La loi sur l’accès aux documents des organismes publics célébrera l’an prochain ses 40 ans. Quelle belle opportunité de jeter un regard sur quatre décennies d’accès à l’information dans la province et de dresser certains constats, mais aussi des suggestions, pour mettre cette loi à jour et la rendre mieux adaptées aux réalités d’aujourd’hui.
D’abord, force est d’admettre qu’à l’âge respectable de 40 ans, la loi a besoin d’être dépoussiérée et rafraîchie.

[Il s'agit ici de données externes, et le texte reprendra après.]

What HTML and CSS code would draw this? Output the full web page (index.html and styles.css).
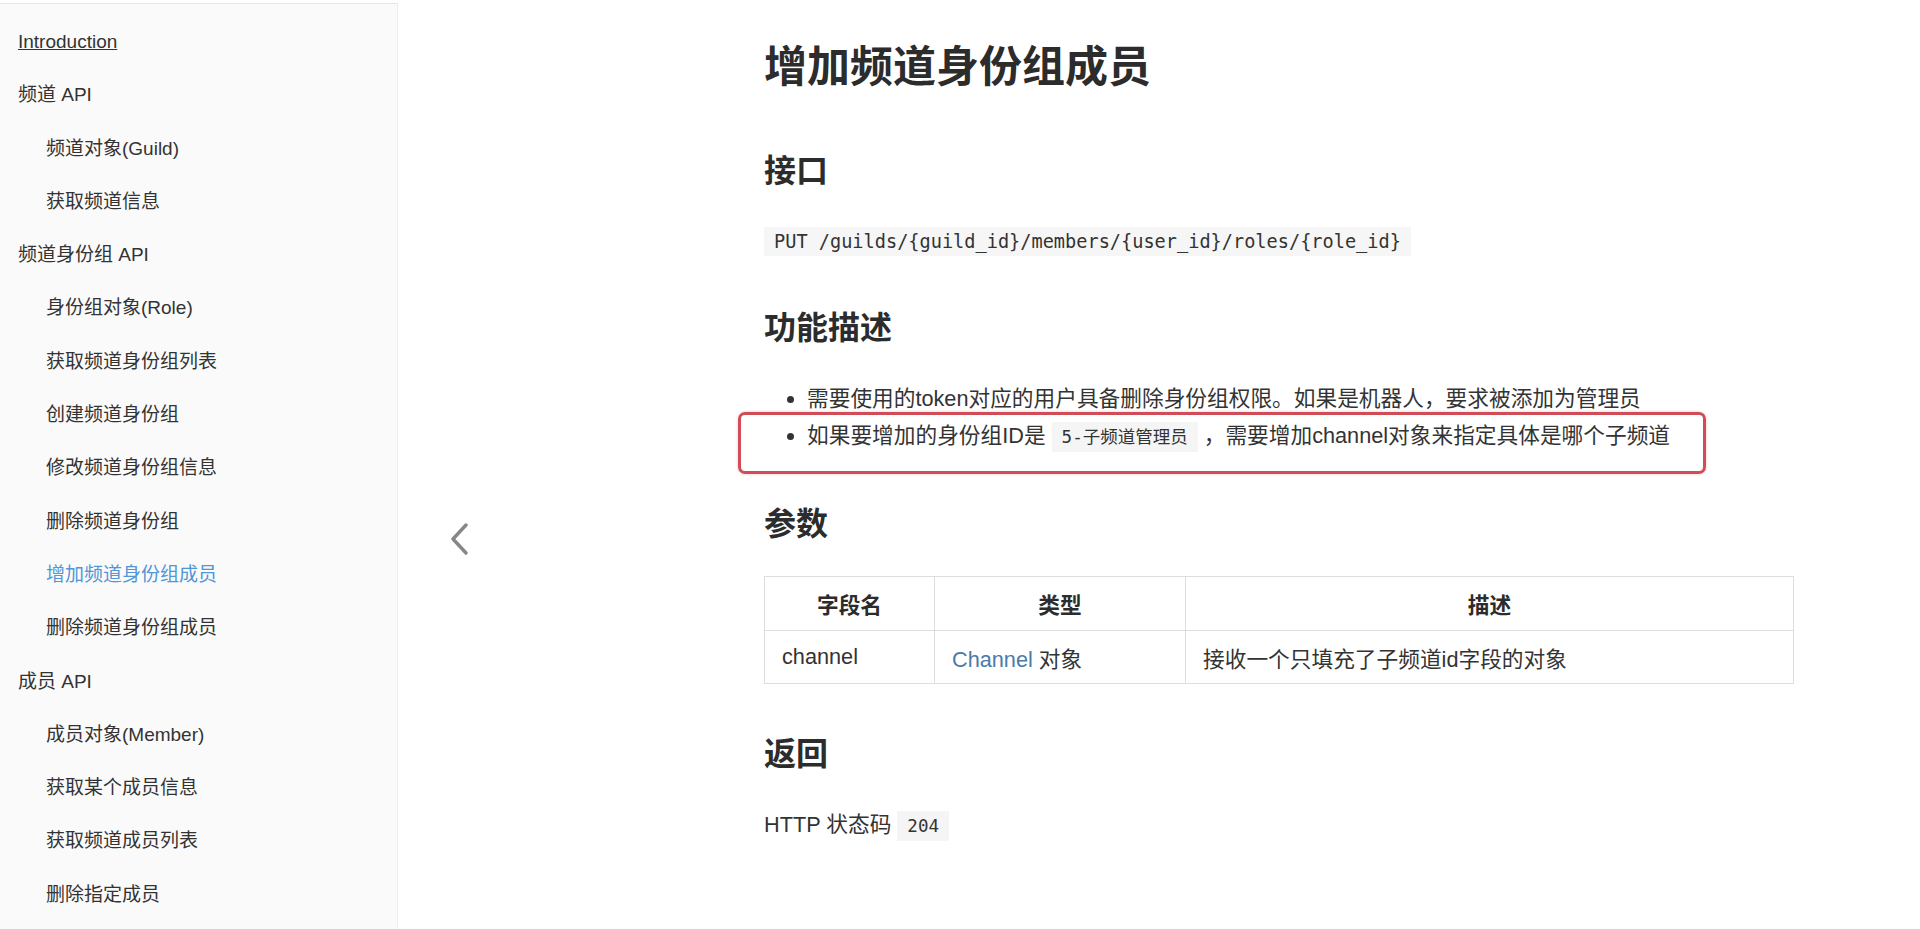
FILE: index.html
```html
<!DOCTYPE html>
<html>
    <head>
        <meta charset="UTF-8">
        <meta name="viewport" content="width=device-width,initial-scale=1" />
        <title>增加频道身份组成员</title>
        <link rel="stylesheet" href="styles.css">
    </head>
    <body>
        <div class="page">
            <div class="sidebar">
                <ul class="toc">
                    <li class="item"><a class="intro" href="#">Introduction</a></li>
                    <li class="item">频道 API</li>
                    <li class="item sub">频道对象(Guild)</li>
                    <li class="item sub">获取频道信息</li>
                    <li class="item">频道身份组 API</li>
                    <li class="item sub">身份组对象(Role)</li>
                    <li class="item sub">获取频道身份组列表</li>
                    <li class="item sub">创建频道身份组</li>
                    <li class="item sub">修改频道身份组信息</li>
                    <li class="item sub">删除频道身份组</li>
                    <li class="item sub active">增加频道身份组成员</li>
                    <li class="item sub">删除频道身份组成员</li>
                    <li class="item">成员 API</li>
                    <li class="item sub">成员对象(Member)</li>
                    <li class="item sub">获取某个成员信息</li>
                    <li class="item sub">获取频道成员列表</li>
                    <li class="item sub">删除指定成员</li>
                </ul>
            </div>
            <div class="main">
                <div class="nav-prev">
                    <svg width="20" height="32" viewBox="0 0 20 32">
                        <polyline points="16,2 3,16 16,30" fill="none" stroke="#878787" stroke-width="3.4" stroke-linecap="round" stroke-linejoin="round"/>
                    </svg>
                </div>
                <div class="doc">
                    <h1>增加频道身份组成员</h1>

                    <h2>接口</h2>
                    <pre class="endpoint">PUT /guilds/{guild_id}/members/{user_id}/roles/{role_id}</pre>

                    <h2>功能描述</h2>
                    <ul class="desc">
                        <li>需要使用的token对应的用户具备删除身份组权限。如果是机器人，要求被添加为管理员</li>
                        <li class="marked">如果要增加的身份组ID是 <code class="tag">5-子频道管理员</code> ，需要增加channel对象来指定具体是哪个子频道</li>
                    </ul>

                    <h2>参数</h2>
                    <table class="params">
                        <tr>
                            <th class="col-name">字段名</th>
                            <th class="col-type">类型</th>
                            <th>描述</th>
                        </tr>
                        <tr>
                            <td>channel</td>
                            <td><a class="link" href="#">Channel</a> 对象</td>
                            <td>接收一个只填充了子频道id字段的对象</td>
                        </tr>
                    </table>

                    <h2>返回</h2>
                    <p class="text">HTTP 状态码 <code class="tag">204</code></p>
                </div>
            </div>
        </div>
    </body>
</html>
```

FILE: styles.css
```css
* {
    margin: 0;
    padding: 0;
    box-sizing: border-box;
}
html, body {
    width: 100%;
    height: 100%;
}
body {
    font-family: "Liberation Sans", "Noto Sans CJK SC", sans-serif;
    color: #333;
    background: #fff;
    overflow: hidden;
}
.page {
    display: flex;
    height: 929px;
}

/* sidebar */
.sidebar {
    width: 398px;
    flex: none;
    margin-top: 3px;
    padding-top: 11px;
    background: #fafafa;
    border-top: 1px solid #e6e6e6;
    border-right: 1px solid #ececec;
    overflow: hidden;
}
.toc {
    list-style: none;
}
.item {
    padding-left: 18px;
    font-size: 19px;
    line-height: 53.3px;
    color: #333;
    white-space: nowrap;
}
.item.sub {
    padding-left: 46px;
}
.item.active {
    color: #5196d6;
}
.intro {
    color: #333;
    text-decoration: underline;
}

/* main */
.main {
    flex: 1;
    display: flex;
}
.nav-prev {
    width: 366px;
    flex: none;
    display: flex;
    align-items: center;
    padding-left: 52px;
    padding-top: 148px;
}
.doc {
    width: 1030px;
    padding-top: 42px;
}
h1 {
    font-size: 43px;
    line-height: 50px;
    font-weight: bold;
    color: #2c2c2c;
    margin-bottom: 60px;
}
h2 {
    font-size: 32px;
    line-height: 38px;
    font-weight: bold;
    color: #2c2c2c;
    margin: 51px 0 33px;
}
.endpoint {
    width: fit-content;
    margin: 37px 0 53px;
    padding: 0 10px;
    font-family: "DejaVu Sans Mono", "Noto Sans CJK SC", monospace;
    font-size: 18.6px;
    line-height: 29px;
    color: #333;
    background: #f6f6f6;
}
.desc {
    padding-left: 43px;
}
.desc li {
    font-size: 21.7px;
    line-height: 37px;
}
.marked {
    position: relative;
}
.marked::after {
    content: "";
    position: absolute;
    left: -69px;
    top: -5px;
    width: 962px;
    height: 56px;
    border: 3px solid #d04c57;
    border-radius: 7px;
    box-shadow: 0 0 3px rgba(208, 76, 87, 0.35);
}
.tag {
    display: inline-block;
    padding: 0 10px;
    font-family: "DejaVu Sans Mono", "Noto Sans CJK SC", monospace;
    font-size: 17.5px;
    line-height: 30px;
    background: #f5f5f5;
    color: #333;
}

/* table */
.params {
    width: 1030px;
    border-collapse: collapse;
    font-size: 21.7px;
}
.params th,
.params td {
    border: 1px solid #dedede;
    padding: 0 17px;
}
.params th {
    height: 54px;
    font-weight: bold;
    text-align: center;
    color: #2c2c2c;
}
.params td {
    height: 53px;
}
.col-name {
    width: 170px;
}
.col-type {
    width: 251px;
}
.link {
    color: #4b7aa8;
    text-decoration: none;
}
.text {
    font-size: 21.7px;
    line-height: 37px;
}
```
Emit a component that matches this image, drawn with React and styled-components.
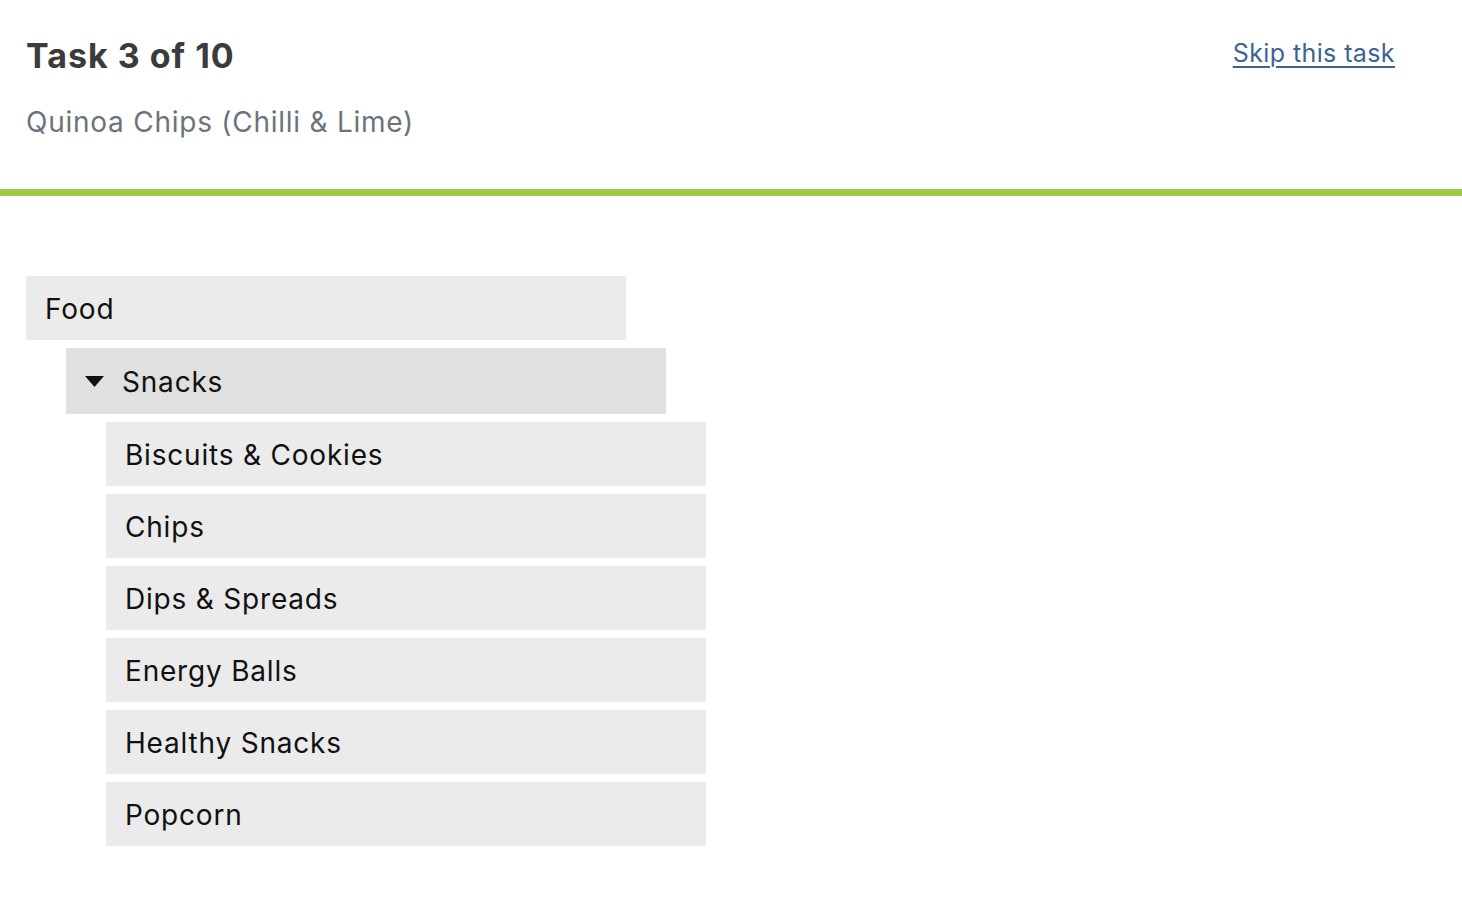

Elle n’a pas évolué aussi rapidement que les technologies, si bien qu’elle ne couvre pas toutes les manières de produire, d’entreposer et de transmettre l’information.
Ensuite, il n’existe pas de formation spécifique et obligatoire pour toutes les personnes qui sont désignées comme étant responsables de l’application de la loi dans leurs organisations respectives. Ce faisant, certaines institutions ont la chance de compter sur un individu avec de bonnes connaissances en droit, d’autres non. Le tout fait en sorte que l’application de la loi est inégale et dépend du niveau de compréhension de la personne responsable, et de l’interprétation qu’elle fait de la loi.
Par ailleurs, la loi est à ce point imprécise qu’il est facile d’y trouver des motifs pour justifier un refus, tout simplement parce qu’on craint la manière dont ces informations pourraient être utilisées. Les exceptions sont devenues la norme, et il est impératif de circonscrire ce qui ne peut ou ne doit pas être transmis afin que cela ne concerne qu’une minorité de documents.
Enfin, l’accès à l’information, dans bon nombre d’institutions et même au gouvernement, semble être une arrière-pensée, c’est-à-dire un fardeau supplémentaire pour des employés déjà surchargés. On traite les demandes quand on a le temps, par obligation, et on fait le strict minimum. Les délais prévus par la loi sont souvent dépassés, et parfois, pour des raisons aussi loufoque que la prise de vacances. Par ailleurs, l’absence de réponse dans les délais impartis par la loi est considéré comme un refus d’y donner suite. Le manque de rigueur dans le traitement des demandes se traduit entre autres par une grande quantité de demandes de révision devant la Commission d’accès à l’information.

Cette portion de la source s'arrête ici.